Guerrero acknowledged another cultural barrier: the Air Force’s emotional attachment to legacy platforms, a pattern he called the “ugly baby” phenomenon. Even when a new system proves out, it can take years for communities to accept it, he said, especially when they’ve invested careers in legacy fleets.
Energy, Economics, and Strategic Patience
Energy consultant Joe Bryan, a former Navy operational energy lead and senior advisor to the Secretary of Defense, placed the conversation in a global context of volatile fuel prices, supply disruptions, and rapidly scaling clean energy markets.

With jet fuel up dramatically and conflicts threatening key chokepoints, he argued, efficiency and electrification are not just climate strategies; they are survivability and competitiveness strategies for airlines and air forces alike. A future in which aircraft burn 30–50% less fuel, he suggested, would look very different: routes expanded instead of cut, fleets modernized faster, and operational risk reduced.
But getting there will require what he called “consistent attention over time with money:” budget stability, policy patience, and a willingness to accept mistakes as part of learning, not as grounds to kill entire technology pathways.

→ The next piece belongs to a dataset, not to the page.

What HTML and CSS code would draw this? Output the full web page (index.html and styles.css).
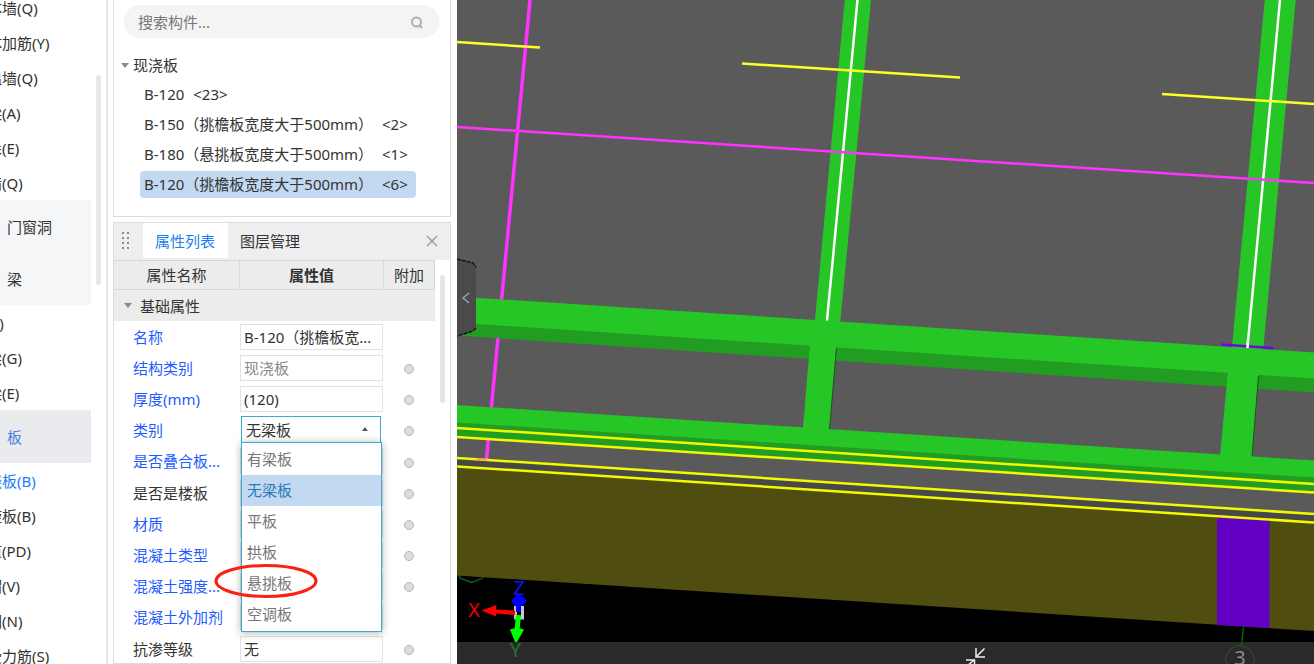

The panel’s consensus underscored that technology is not the limiting factor: U.S. processes, incentives, and risk tolerance are. The tools to reshape airpower already exist. What is missing is sustained, outcome-based partnership between government and capital markets, and a willingness to accept near-term risk to avoid long-term strategic decline. If the United States backs dual-use innovators with consistent funding, smarter acquisition, and faster qualification, it will not just buy better airplanes; it will buy time, deterrence, and a stronger industrial base for whatever comes next.